[arin-ppml] inevitability of NAT?

Owen DeLong owen at delong.com
Thu Feb 10 12:47:00 EST 2011


On Feb 10, 2011, at 6:41 AM, Scott Helms wrote:

> 
>> They work through CONSUMER NAT because consumer NAT has nat traversal facilities like uPNP.
>> 
>> LSN/CGNAT is a whole different ballgame.
>> 
> 
> Lets step back a moment.  Why is LSN/CGNAT different from consumer NAT?  Is it only because of a perceived lack of knobs?
> 
> If I am going to explain to a CFO that "CGNAT is bad" I have to articulate exactly why its bad.  While I don't know if this is the case or not there is no reason that the CGNAT vendors can't expose to end users the ability create forwarding rules based on user profiles (could be stored in TR-069, RADIUS, DHCP, LDAP, or even DDNS).  I may be naive here because I haven't actually verified with Cisco and the others that they are planning this but if their product managers missed something that obvious I will be greatly surprised.  While UPnP will not  be part of that solution for obvious reasons building a web page that works with some sort of storage directory is trivial.
> 

It's not just perception. The knobs aren't there, and, even if they were, as you pointed out, they can't/won't be the same knobs that exist in consumer NAT boxes. The problem with this is that many applications depend on the ones that exist and updating them to support different ones is probably at least as much effort as updating them to support IPv6.
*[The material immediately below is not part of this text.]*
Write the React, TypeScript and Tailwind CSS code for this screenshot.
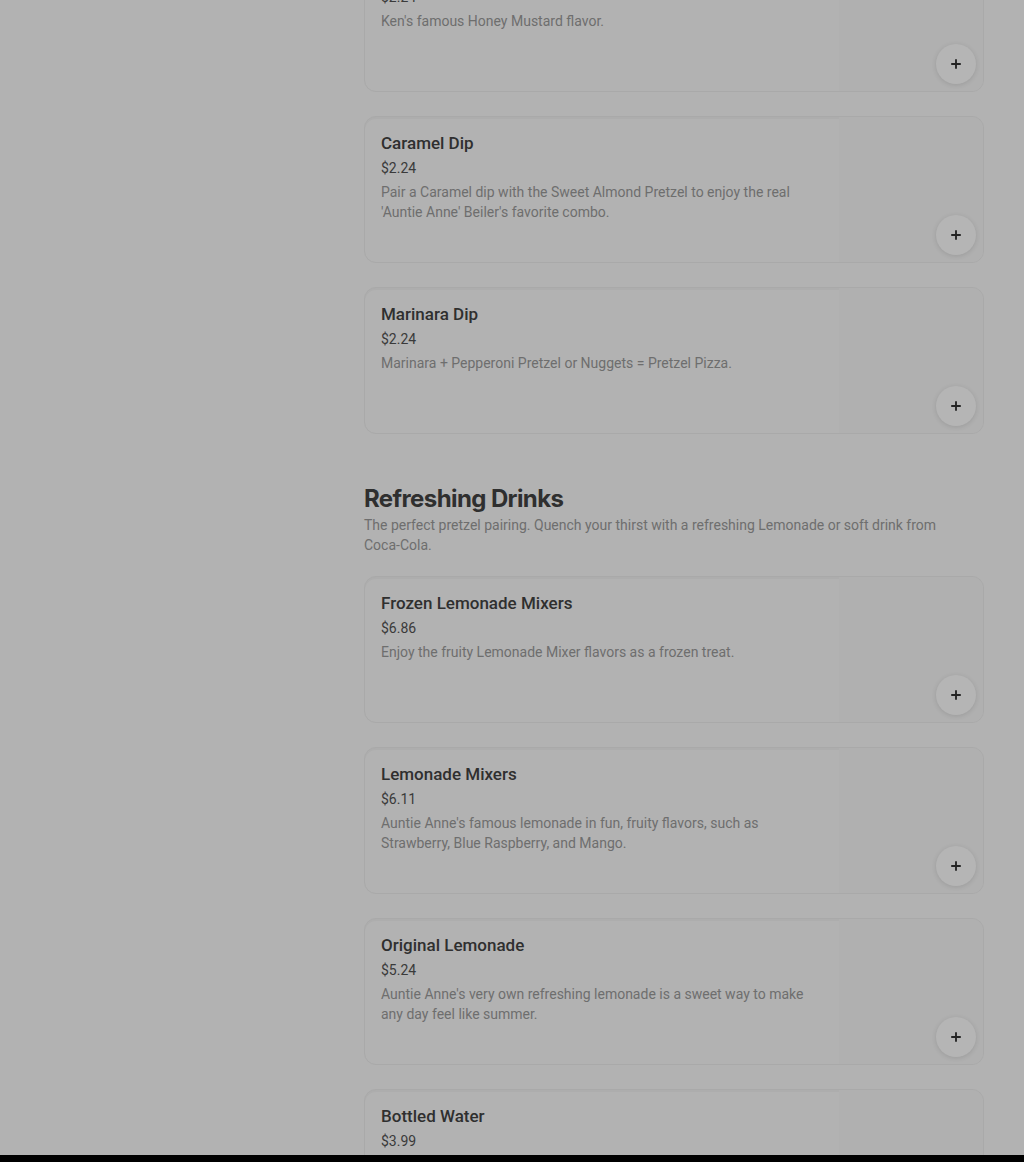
import { Plus } from "lucide-react";

type Item = { name: string; price: string; desc: string };

const dips: Item[] = [
    { name: "Honey Mustard Dip", price: "$2.24", desc: "Ken's famous Honey Mustard flavor." },
    {
        name: "Caramel Dip",
        price: "$2.24",
        desc: "Pair a Caramel dip with the Sweet Almond Pretzel to enjoy the real 'Auntie Anne' Beiler's favorite combo.",
    },
    { name: "Marinara Dip", price: "$2.24", desc: "Marinara + Pepperoni Pretzel or Nuggets = Pretzel Pizza." },
];

const drinks: Item[] = [
    { name: "Frozen Lemonade Mixers", price: "$6.86", desc: "Enjoy the fruity Lemonade Mixer flavors as a frozen treat." },
    {
        name: "Lemonade Mixers",
        price: "$6.11",
        desc: "Auntie Anne's famous lemonade in fun, fruity flavors, such as Strawberry, Blue Raspberry, and Mango.",
    },
    {
        name: "Original Lemonade",
        price: "$5.24",
        desc: "Auntie Anne's very own refreshing lemonade is a sweet way to make any day feel like summer.",
    },
    { name: "Bottled Water", price: "$3.99", desc: "" },
];

const MenuCard = ({ item }: { item: Item }) => {
    return (
        <div className="flex h-[147px] rounded-xl border border-[#a9a9a9] bg-[#b2b2b2] shadow-[inset_0_2px_0_#adadad] overflow-hidden">
            <div className="flex-1 pl-4 pt-[15px] pr-4">
                <h3 className="text-[17px] leading-[22px] font-medium text-[#2f2f2f]">{item.name}</h3>
                <p className="mt-1 text-sm leading-5 text-[#3a3a3a]">{item.price}</p>
                <p className="mt-1 max-w-[440px] text-sm leading-5 text-[#6e6e6e]">{item.desc}</p>
            </div>
            <div className="relative w-[144px] shrink-0 bg-[#b0b0b0]">
                <button className="absolute right-[7px] bottom-[7px] flex h-10 w-10 items-center justify-center rounded-full bg-[#b5b5b5] shadow-[0_1px_5px_rgba(0,0,0,0.12)]">
                    <Plus size={14} strokeWidth={3.2} className="text-[#242424]" />
                </button>
            </div>
        </div>
    );
};

const App = () => {
    return (
        <div className="relative h-[1162px] overflow-hidden bg-[#b2b2b2]" style={{ fontFamily: "Roboto, 'Liberation Sans', sans-serif" }}>
            <div className="flex">
                <aside className="w-[364px] shrink-0" />
                <main className="w-[620px] -mt-[55px]">
                    <div className="flex flex-col gap-6">
                        {dips.map((item, index) => (
                            <MenuCard key={index} item={item} />
                        ))}
                    </div>
                    <section className="mt-[49px]">
                        <h2 className="text-2xl leading-8 font-bold tracking-tight text-[#2f2f2f]" style={{ fontFamily: "Inter, Roboto, sans-serif" }}>
                            Refreshing Drinks
                        </h2>
                        <p className="max-w-[600px] text-sm leading-5 text-[#6e6e6e]">
                            The perfect pretzel pairing. Quench your thirst with a refreshing Lemonade or soft drink from Coca-Cola.
                        </p>
                        <div className="mt-[21px] flex flex-col gap-6">
                            {drinks.map((item, index) => (
                                <MenuCard key={index} item={item} />
                            ))}
                        </div>
                    </section>
                </main>
            </div>
            <div className="absolute bottom-0 left-0 right-0 h-[7px] bg-black" />
        </div>
    );
};

export default App;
Further, most LSN/CGN implementations will not be single-layer. Most NAT solutions depend on a Private->Public or Private->Public->Private
structure with a rendezvous host in the Public zone to coordinate knowledge of both sides of the translator. In the LSN/CGN scenario,
you have Private->Private2->Public- or worse Private->Private2->Public->Private or worse still Private->Private2->Public->Private2->Private.

There is no ability to have Rendezvous hosts in all of the Private2 sectors.

This makes a huge difference in the way applications currently operate and means that porting to IPv6 is, in most cases, simpler than
incorporating sufficient workarounds to cope with LSN/CGN.